The Slovenian ambassador to Bosnia and Herzegovina (BiH) has been summoned to the country’s foreign ministry to explain recent rumours about alleged plans by Ljubljana for the dissolution of the country hosting her and a redrawing of borders across the Western Balkans.
Bosnian media reported on Monday (12 April) that ambassador Zorica Bukinac had been summoned because of a non-paper that Slovenian Prime Minister Janez Janša reportedly sent to the EU about changing borders in the Western Balkans, something Janša already denied.
Following the 1991-95 Yugoslav wars and US mediation, Bosnia and Herzegovina became a federation divided into two entities with considerable independence: the Bosniak-Croat Federation and Republika Srpska.
Each has its own government, legislature and police force, but the two come together in a central government and a rotating three-person presidency held equally by a Bosniak, a Croat and a Serb.

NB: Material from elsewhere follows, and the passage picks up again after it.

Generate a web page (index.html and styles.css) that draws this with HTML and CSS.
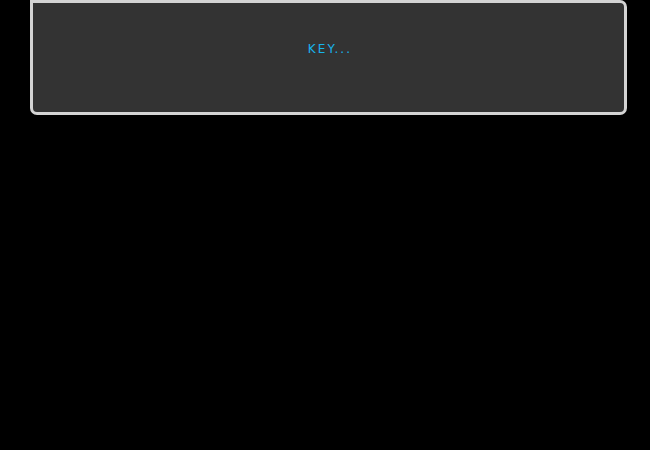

Željko Komšić, the Croat Presidency member, confirmed on Monday to local media that Slovenian President Borut Pahor had asked in an informal conversation during an official visit on 5 March whether “a peaceful separation in BiH is possible”, referring to the secession of the Republika Srpska (Bosnia’s Serb entity, RS).
“Recently, there have been more and more voices in Europe saying that the disintegration of Yugoslavia should be completed. Can you peacefully disband in BiH?”, reportedly is the question that Pahor asked members of the BiH Presidency, Milorad Dodik, Šefik Džaferović and Željko Komšić.
The latter said that he and Džaferović, the Bosniak member, had replied this was not possible, while Serb member Dodik gave the opposite answer.
“President Pahor regularly warns against the idea of disintegration of BiH and redrawing of borders in the Western Balkans. In that context, out of concern about these ideas, he put this question to his interlocutors, all three members of the BiH Presidency, when he visited Sarajevo in early March”, Pahor’s office announced.
Almost simultaneously it was reported by the media that Janša has handed over a non-paper to the President of the European Council, Charles Michel, containing the Slovenian presidency priorities, which includes guidelines about the “final disintegration of Yugoslavia”.
The disintegration implies changes in borders, and among other things envisages the possibility of secession of Bosnia’s RS entity, as well as the redrawing of borders in Montenegro, North Macedonia, and Albania.
Janša, whose country takes over the EU presidency on 1 July, denied all the allegations. Michel’s press office has not yet confirmed the existence of the Slovenian non-paper on the Western Balkans, which, according to unofficial information, was handed over last autumn.
Michel’s spokesperson Barend Leyts said on Monday he could not confirm that the Council had received such a non-paper, and that he would check further.
But Slovenia’s 24ur.com reported that “sources have been confirming to us for several days that there is a strong possibility that this secret document does exist, but that it was sent completely outside established diplomatic channels”.
“We have also learned that it has not even been seen by top Slovenian representatives in Brussels. Our sources even claim that the document also deals with the return to the country of fNorth Macedonia’s former Prime Minister Nikola Gruevski,” the Slovenian website said.
Gruevski was sentenced for abuse of power in his country back in 2018, but fled to Hungary. Janša is an admirer of Hungarian Prime Minister Viktor Orbán, who provided asylum to Gruevski. All three represent political forces affiliated with the European People’s Party (EPP).
Croatian news agency Hina recalled that Milorad Dodik had told a session of the RS parliament on 10 March that European politicians are now openly talking about the possibility of a peaceful break-up in BiH, and announced that he would personally request a referendum on RS status “in a year or two”.
The biggest Bosniak party, the Party of Democratic Action (SDA), reacted by saying that “politicians in the EU who possibly want to advocate the topic of ‘peaceful separation of BiH’ and change of borders in the Western Balkans must be aware that this will never happen, and the only consequence could be wars in the region and a chain reaction all over Europe.”